Just be sure you understand the terms of your loan, including the interest rate, any fees, and whether there is a penalty for paying the loan off early. Selecting a loan that you’re able to pay off early may offer you important financial flexibility in the future.
FAQs: Paying a personal loan off early
Is there a penalty for paying off a 30-year loan early?
Every loan is different, so do your research. It will depend on the terms of your loan and your financial situation. You can check the documents you signed at the bank or contact the lender for more information about early payoff fees.
If you do want to pay off a 30-year loan early, research the pros and cons to understand your options.
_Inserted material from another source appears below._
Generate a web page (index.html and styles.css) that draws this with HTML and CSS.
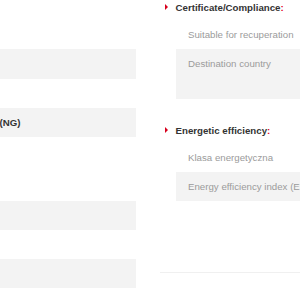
FILE: index.html
```html
<!DOCTYPE html>
<html lang="en">
<head>
    <meta charset="UTF-8">
    <meta name="viewport" content="width=device-width, initial-scale=1.0">
    <title>Product parameters</title>
    <link rel="stylesheet" href="styles.css">
</head>
<body>
    <div class="page">
        <div class="column left">
            <div class="section">
                <div class="row"></div>
                <div class="row shaded first"></div>
                <div class="row"></div>
                <div class="row shaded strong">Natural gas (NG)</div>
            </div>
            <div class="section lower">
                <div class="row shaded"></div>
                <div class="row"></div>
                <div class="row shaded"></div>
            </div>
        </div>

        <div class="column right">
            <div class="section">
                <h2 class="heading">Certificate/Compliance<span class="colon">:</span></h2>
                <div class="row">Suitable for recuperation</div>
                <div class="row shaded tall">Destination country</div>
            </div>
            <div class="section">
                <h2 class="heading">Energetic efficiency<span class="colon">:</span></h2>
                <div class="row">Klasa energetyczna</div>
                <div class="row shaded">Energy efficiency index (EEI)</div>
            </div>
            <div class="divider"></div>
        </div>
    </div>
</body>
</html>
```

FILE: styles.css
```css
body {
    font-family: "Liberation Sans", Arial, sans-serif;
    font-size: 9.7px;
    margin: 0;
    padding: 0;
    background-color: #ffffff;
    overflow: hidden;
}
.page {
    display: flex;
    gap: 24px;
    width: 500px;
}
.column.left {
    width: 204px;
    margin-left: -68px;
    padding-top: 20px;
    flex-shrink: 0;
}
.column.right {
    width: 220px;
    flex-shrink: 0;
}
.section + .section {
    margin-top: 24px;
}
.section.lower {
    margin-top: 64px;
}
.heading {
    display: flex;
    align-items: center;
    margin: 0 0 5px 0;
    padding-left: 5px;
    height: 15px;
    font-size: 9.7px;
    font-weight: bold;
    color: #333;
}
.heading::before {
    content: "";
    width: 0;
    height: 0;
    border-top: 3.5px solid transparent;
    border-bottom: 3.5px solid transparent;
    border-left: 3.5px solid #d7001d;
    margin-right: 7.5px;
    margin-top: -2px;
}
.colon {
    color: #e3001b;
}
.row {
    height: 29px;
    line-height: 29px;
    padding-left: 12px;
    color: #9b9b9b;
    white-space: nowrap;
}
.right .row {
    margin-left: 16px;
}
.row.shaded {
    background-color: #f3f3f3;
}
.row.first {
    height: 30px;
}
.row.tall {
    height: 50px;
}
.row.strong {
    font-weight: bold;
    color: #333;
}
.divider {
    margin-top: 71px;
    border-top: 1px solid #f0f0f0;
}
```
For example, directing extra payments to the principal of your loan will help you pay the loan off sooner.
How long after paying off a personal loan does a credit score improve?
Your score may or may not improve. It can often take several months for your credit score to rebound from an early loan repayment. Check out our blog post on how to improve your score for more information.
Can you pay a lump sum off a personal loan?
In most cases, the answer is yes. You just need to know if there are penalties for doing so and consider your options carefully. Know (or find out) the terms of your loan agreement and your options. It’s important to understand whether there are any early repayment or interest repayment conditions on your loan, and to be prepared for possible impact to your credit score.